Однако пролетарский труд не увлекал его и до каторги, и теперь товарищ Жук тоже не стал задерживаться в цеху. Через несколько дней он перебрался в Революционный комитет освобожденных каторжан по отправке и обмундированию последних, а весной 1917 года делегировал себя от Шлиссельбургских пороховых заводов на Первую конференцию фабрично-заводских комитетов.
Большинство членов конференции оказались сторонниками советской власти и, когда встал вопрос о передаче рабочим фабрик и заводов, товарищ Жук проявил себя самым пламенным сторонником этой меры, так как в Шлиссельбурге он давно уже сумел все взять в свои руки. Его избрали в президиум, и меньшевики, пытаясь хоть как-то скомпрометировать Иустина Жука, договорились до того, будто и в Шлиссельбургской каторжной тюрьме он отбывал срок как обыкновенный уголовник.

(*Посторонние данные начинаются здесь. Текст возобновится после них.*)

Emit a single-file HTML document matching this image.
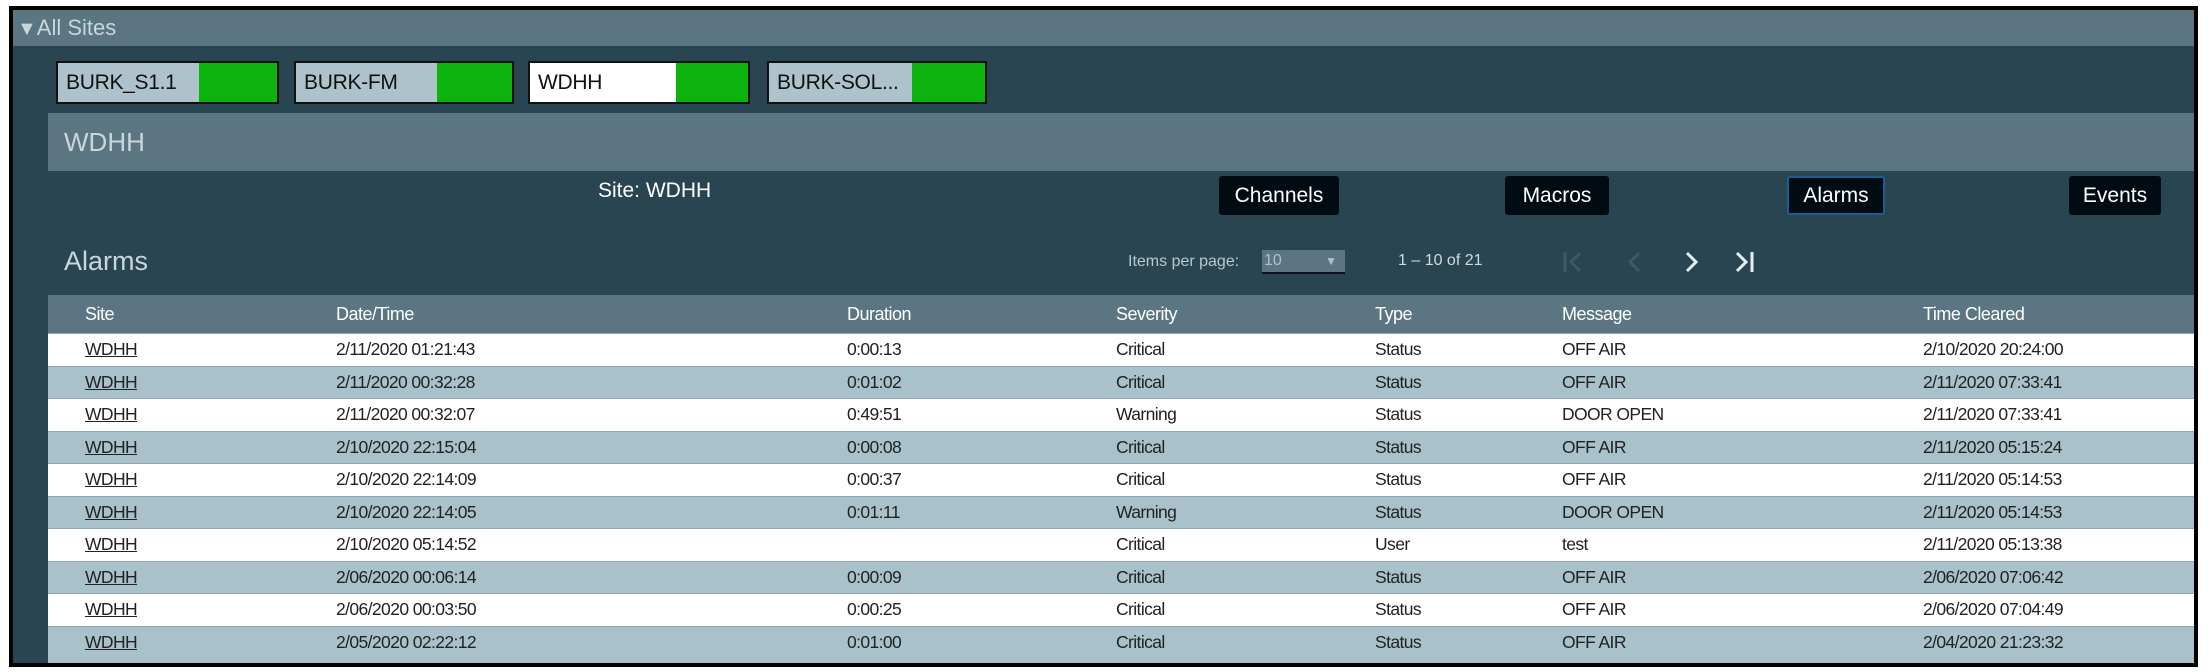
<!DOCTYPE html>
<html><head><meta charset="utf-8"><style>
*{margin:0;padding:0;box-sizing:border-box}
body{width:2209px;height:672px;background:#fff;position:relative;overflow:hidden;font-family:"Liberation Sans",Arial,sans-serif}
.frame{position:absolute;left:9px;top:6px;width:2189px;height:661px;border:4px solid #000;background:#2a4552;overflow:hidden}
.abs{position:absolute}
.allsites{left:0;top:0;width:100%;height:36px;background:#5b7582;color:#c9d6dc;font-size:22px;line-height:36px;padding-left:4px}
.tab{top:51px;height:43px;border:2px solid #111;background:#aec2cb;font-size:21px;line-height:39px;padding-left:8px;color:#111;letter-spacing:-0.3px}
.tab .g{position:absolute;right:0;top:0;bottom:0;background:#0db30d}
.wbar{left:35px;top:103px;width:2150px;height:58px;background:#5b7582;color:#c9d6dc;font-size:26px;line-height:58px;padding-left:16px}
.btn{top:166px;height:39px;background:#000c12;color:#fff;font-size:21px;line-height:39px;text-align:center;border-radius:3px}
.hdr{left:35px;top:285px;width:2150px;height:38px;background:#5b7582}
.hdr span{position:absolute;top:0;line-height:38px;color:#fff;font-size:18px;letter-spacing:-0.5px}
.row{position:absolute;left:48px;width:2150px;height:32.5px;border-top:1px solid #8ea4ae}
.row span{position:absolute;top:0;line-height:31px;font-size:17.5px;letter-spacing:-0.6px;color:#222}
.row span.u{text-decoration:underline}
</style></head><body>
<div class="frame">
 <div class="abs allsites"><span style="font-size:20px">&#9660;</span>All Sites</div>
 <div class="abs tab" style="left:43px;width:223px">BURK_S1.1<div class="g" style="width:78px"></div></div>
 <div class="abs tab" style="left:281px;width:220px">BURK-FM<div class="g" style="width:75px"></div></div>
 <div class="abs tab" style="left:515px;width:222px;background:#fff">WDHH<div class="g" style="width:72px"></div></div>
 <div class="abs tab" style="left:754px;width:220px">BURK-SOL...<div class="g" style="width:73px"></div></div>
 <div class="abs wbar">WDHH</div>
 <div class="abs" style="left:585px;top:169px;color:#fff;font-size:21px">Site: WDHH</div>
 <div class="abs btn" style="left:1206px;width:120px">Channels</div>
 <div class="abs btn" style="left:1492px;width:104px">Macros</div>
 <div class="abs btn" style="left:1774px;width:98px;border:2px solid #1c5f93;line-height:35px">Alarms</div>
 <div class="abs btn" style="left:2056px;width:92px">Events</div>
 <div class="abs" style="left:51px;top:236px;color:#c9d6dc;font-size:27px">Alarms</div>
 <div class="abs" style="left:1115px;top:243px;color:#b9c8cf;font-size:16px">Items per page:</div>
 <div class="abs" style="left:1249px;top:240px;width:83px;height:24px;background:#5b7582;border-bottom:2px solid #112;color:#aec2cb;font-size:16px;line-height:22px;padding-left:2px">10<span style="position:absolute;right:8px;font-size:12px">&#9660;</span></div>
 <div class="abs" style="left:1385px;top:242px;color:#d0dbe0;font-size:16px">1 – 10 of 21</div>
 <svg class="abs" style="left:1540px;top:236px" width="220" height="32" viewBox="0 0 220 32">
  <g fill="none" stroke-width="3">
   <path d="M12 6v20M27 7l-9 9 9 9" stroke="#3e5866"/>
   <path d="M86 7l-9 9 9 9" stroke="#3e5866"/>
   <path d="M134 7l9 9-9 9" stroke="#e8eef0"/>
   <path d="M184 7l9 9-9 9M199 6v20" stroke="#e8eef0"/>
  </g>
 </svg>
 <div class="abs hdr">
  <span style="left:37px">Site</span><span style="left:288px">Date/Time</span><span style="left:799px">Duration</span><span style="left:1068px">Severity</span><span style="left:1327px">Type</span><span style="left:1514px">Message</span><span style="left:1875px">Time Cleared</span>
 </div>
</div>
<div style="position:absolute;left:0;top:0;width:0;height:0">
<div class="row" style="top:333px;background:#fff"><span class="u" style="left:37px">WDHH</span><span style="left:288px">2/11/2020 01:21:43</span><span style="left:799px">0:00:13</span><span style="left:1068px">Critical</span><span style="left:1327px">Status</span><span style="left:1514px">OFF AIR</span><span style="left:1875px">2/10/2020 20:24:00</span></div>
<div class="row" style="top:365.5px;background:#a9c1cb"><span class="u" style="left:37px">WDHH</span><span style="left:288px">2/11/2020 00:32:28</span><span style="left:799px">0:01:02</span><span style="left:1068px">Critical</span><span style="left:1327px">Status</span><span style="left:1514px">OFF AIR</span><span style="left:1875px">2/11/2020 07:33:41</span></div>
<div class="row" style="top:398px;background:#fff"><span class="u" style="left:37px">WDHH</span><span style="left:288px">2/11/2020 00:32:07</span><span style="left:799px">0:49:51</span><span style="left:1068px">Warning</span><span style="left:1327px">Status</span><span style="left:1514px">DOOR OPEN</span><span style="left:1875px">2/11/2020 07:33:41</span></div>
<div class="row" style="top:430.5px;background:#a9c1cb"><span class="u" style="left:37px">WDHH</span><span style="left:288px">2/10/2020 22:15:04</span><span style="left:799px">0:00:08</span><span style="left:1068px">Critical</span><span style="left:1327px">Status</span><span style="left:1514px">OFF AIR</span><span style="left:1875px">2/11/2020 05:15:24</span></div>
<div class="row" style="top:463px;background:#fff"><span class="u" style="left:37px">WDHH</span><span style="left:288px">2/10/2020 22:14:09</span><span style="left:799px">0:00:37</span><span style="left:1068px">Critical</span><span style="left:1327px">Status</span><span style="left:1514px">OFF AIR</span><span style="left:1875px">2/11/2020 05:14:53</span></div>
<div class="row" style="top:495.5px;background:#a9c1cb"><span class="u" style="left:37px">WDHH</span><span style="left:288px">2/10/2020 22:14:05</span><span style="left:799px">0:01:11</span><span style="left:1068px">Warning</span><span style="left:1327px">Status</span><span style="left:1514px">DOOR OPEN</span><span style="left:1875px">2/11/2020 05:14:53</span></div>
<div class="row" style="top:528px;background:#fff"><span class="u" style="left:37px">WDHH</span><span style="left:288px">2/10/2020 05:14:52</span><span style="left:1068px">Critical</span><span style="left:1327px">User</span><span style="left:1514px">test</span><span style="left:1875px">2/11/2020 05:13:38</span></div>
<div class="row" style="top:560.5px;background:#a9c1cb"><span class="u" style="left:37px">WDHH</span><span style="left:288px">2/06/2020 00:06:14</span><span style="left:799px">0:00:09</span><span style="left:1068px">Critical</span><span style="left:1327px">Status</span><span style="left:1514px">OFF AIR</span><span style="left:1875px">2/06/2020 07:06:42</span></div>
<div class="row" style="top:593px;background:#fff"><span class="u" style="left:37px">WDHH</span><span style="left:288px">2/06/2020 00:03:50</span><span style="left:799px">0:00:25</span><span style="left:1068px">Critical</span><span style="left:1327px">Status</span><span style="left:1514px">OFF AIR</span><span style="left:1875px">2/06/2020 07:04:49</span></div>
<div class="row" style="top:625.5px;background:#a9c1cb;height:37.5px"><span class="u" style="left:37px">WDHH</span><span style="left:288px">2/05/2020 02:22:12</span><span style="left:799px">0:01:00</span><span style="left:1068px">Critical</span><span style="left:1327px">Status</span><span style="left:1514px">OFF AIR</span><span style="left:1875px">2/04/2020 21:23:32</span></div>
</div>
<div style="position:absolute;left:9px;top:663px;width:2189px;height:4px;background:#000"></div>
<div style="position:absolute;left:2194px;top:6px;width:4px;height:661px;background:#000"></div>
</body></html>
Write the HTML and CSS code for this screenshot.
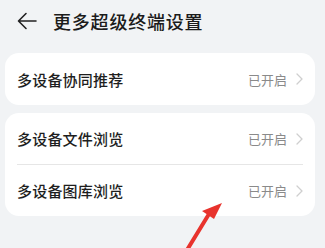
FILE: index.html
```html
<!DOCTYPE html>
<html lang="zh">
<head>
<meta charset="utf-8">
<link rel="stylesheet" href="styles.css">
</head>
<body>
<div class="page">
  <header class="header">
    <svg class="back" width="20" height="18" viewBox="0 0 20 18"><path d="M19 9H2M9 1.5L1.5 9L9 16.5" fill="none" stroke="#222" stroke-width="1.6" stroke-linecap="round" stroke-linejoin="round"/></svg>
    <h1 class="title">更多超级终端设置</h1>
  </header>
  <section class="card">
    <div class="row">
      <span class="label">多设备协同推荐</span>
      <span class="value">已开启</span>
      <svg class="chev" width="7" height="12" viewBox="0 0 7 12"><path d="M1 1l5 5-5 5" fill="none" stroke="#cfcfcf" stroke-width="1.3" stroke-linecap="round" stroke-linejoin="round"/></svg>
    </div>
  </section>
  <section class="card">
    <div class="row">
      <span class="label">多设备文件浏览</span>
      <span class="value">已开启</span>
      <svg class="chev" width="7" height="12" viewBox="0 0 7 12"><path d="M1 1l5 5-5 5" fill="none" stroke="#cfcfcf" stroke-width="1.3" stroke-linecap="round" stroke-linejoin="round"/></svg>
    </div>
    <div class="divider"></div>
    <div class="row">
      <span class="label">多设备图库浏览</span>
      <span class="value">已开启</span>
      <svg class="chev" width="7" height="12" viewBox="0 0 7 12"><path d="M1 1l5 5-5 5" fill="none" stroke="#cfcfcf" stroke-width="1.3" stroke-linecap="round" stroke-linejoin="round"/></svg>
    </div>
  </section>
  <svg class="pointer" width="60" height="60" viewBox="0 0 60 60">
    <path d="M12 60 L34 24" stroke="#e8332d" stroke-width="4" stroke-linecap="round" fill="none"/>
    <path d="M47 13 L27 21 L39 29 Z" fill="#e8332d"/>
  </svg>
</div>
</body>
</html>
```
FILE: styles.css
```css
html, body {
  margin: 0;
  padding: 0;
  background: #f1f3f5;
}
body {
  font-family: "Noto Sans CJK SC", "Noto Sans", sans-serif;
  width: 325px;
  height: 248px;
  overflow: hidden;
}
.page {
  position: relative;
  height: 248px;
  padding: 0 10px 0 5px;
  box-sizing: border-box;
  width: 325px;
}
.header {
  height: 45px;
  display: flex;
  align-items: center;
  padding-left: 12px;
  gap: 16px;
  padding-bottom: 3px;
  box-sizing: border-box;
}
.back {
  display: block;
}
.title {
  margin: 0;
  font-size: 18px;
  font-weight: 500;
  color: #1b1b1b;
  letter-spacing: 0.8px;
}
.card {
  background: #ffffff;
  border-radius: 14px;
  margin-top: 8px;
  padding: 0 12px;
}
.row {
  height: 51px;
  display: flex;
  align-items: center;
}
.card:first-of-type .row {
  height: 52px;
}
.label {
  flex: 1;
  font-size: 15px;
  color: #1e1e1e;
  font-weight: 500;
  letter-spacing: 0.2px;
}
.value {
  font-size: 13px;
  color: #8a8a8a;
  margin-right: 9px;
}
.chev {
  display: block;
}
.divider {
  height: 1px;
  background: #e6e6e6;
}
.pointer {
  position: absolute;
  left: 175px;
  top: 190px;
}
```
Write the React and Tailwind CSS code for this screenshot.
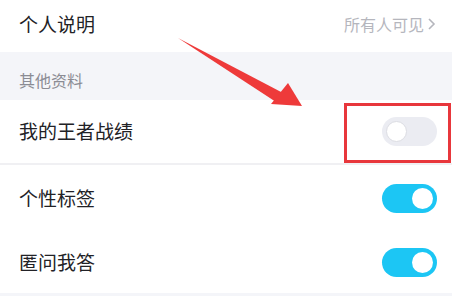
import React from 'react';

const Toggle = ({ on }) => (
  <div
    className={`flex items-center w-[55px] h-[29px] rounded-full px-[4px] ${
      on ? 'bg-[#1cc6f4] justify-end' : 'bg-[#ebecf2] justify-start'
    }`}
  >
    <div
      className={`w-[21px] h-[21px] rounded-full bg-white ${
        on ? '' : 'border border-[#dcdde3]'
      }`}
    />
  </div>
);

const Row = ({ label, children, className = '' }) => (
  <div className={`flex items-center justify-between pl-[19px] pr-[15px] bg-white ${className}`}>
    <span className="text-[19px] text-[#222226]">{label}</span>
    {children}
  </div>
);

export default function App() {
  return (
    <div
      className="relative w-[452px] h-[296px] overflow-hidden bg-[#f4f5f9]"
      style={{ fontFamily: '"Noto Sans CJK SC", "Noto Sans", sans-serif' }}
    >
      <Row label="个人说明" className="h-[52px] pb-[4px]">
        <span className="flex items-center text-[16px] text-[#b5b6bd]">
          所有人可见
          <svg width="10" height="14" viewBox="0 0 10 14" className="ml-[3px]">
            <path d="M2 2 L7 7 L2 12" fill="none" stroke="#b5b6bd" strokeWidth="1.6" />
          </svg>
        </span>
      </Row>

      <div className="h-[48px] flex items-end pb-[8px] pl-[19px] text-[16px] text-[#8b8c94]">
        其他资料
      </div>

      <Row label="我的王者战绩" className="h-[63px]">
        <Toggle on={false} />
      </Row>
      <div className="h-[2px] bg-[#f0f0f3]" />
      <Row label="个性标签" className="h-[66px]">
        <Toggle on />
      </Row>
      <Row label="匿问我答" className="h-[62px]">
        <Toggle on />
      </Row>

      {/* annotation overlay */}
      <div className="absolute left-[344px] top-[103px] w-[107px] h-[60px] border-[3px] border-[#e8373c]" />
      <svg className="absolute left-0 top-0" width="452" height="296" viewBox="0 0 452 296">
        <path d="M178 38 L283 93 L276 102 Z" fill="#ee3a3a" />
        <path d="M302 106 L271 104 L288 83 Z" fill="#ee3a3a" />
      </svg>
    </div>
  );
}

Чтобы доказать лживость этого утверждения, Иустин Жук писал в газеты опровержения, но ничего не помогало, и тогда — как раз генерал Корнилов наступал на Петроград! — решил подтвердить свою революционность делом.
Загрузив в Шлиссельбурге пироксилиновыми шашками баржу, он отправился в Петроград. Баржу он причалил к набережной около Смольного и отправился докладываться.
— Дружище! — объявил он председателю Петроградского совета Н. С. Чхеидзе. — Я баржу пироксилина привез тебе, да еще на придачу 400 человек, вооруженных винтовками…
— Пироксилин? — побледнев, переспросил Николай Семенович. — Да ты что, с ума сошел? Баржа взорваться может!
— Конечно, может, — добродушно улыбаясь, подтвердил товарищ Жук. — Искру только покажи, товарищ Чхеидзе, так твой Смольный, а с ним и пол-Питера на небеса к господу Богу взлетят!
Николай Семенович замахал руками:
— Уводи баржу! — закричал он. — Не надо, не надо нам твоих шашек!
— Как не надо? Корнилов наступает!
— Не надо ничего! Уводи быстрее баржу!
— Куда?
— Куда хочешь, только подальше. Вывези в море и пусти ко дну!
Однако товарищ Жук пожалел уничтожать труд своих товарищей и, сговорившись с руководством Выборгской стороны, раздал пироксилиновые шашки по здешним заводам.
Эти пироксилиновые шашки власти изымали потом несколько недель, но больше никто уже не сомневался в революционности товарища Жука.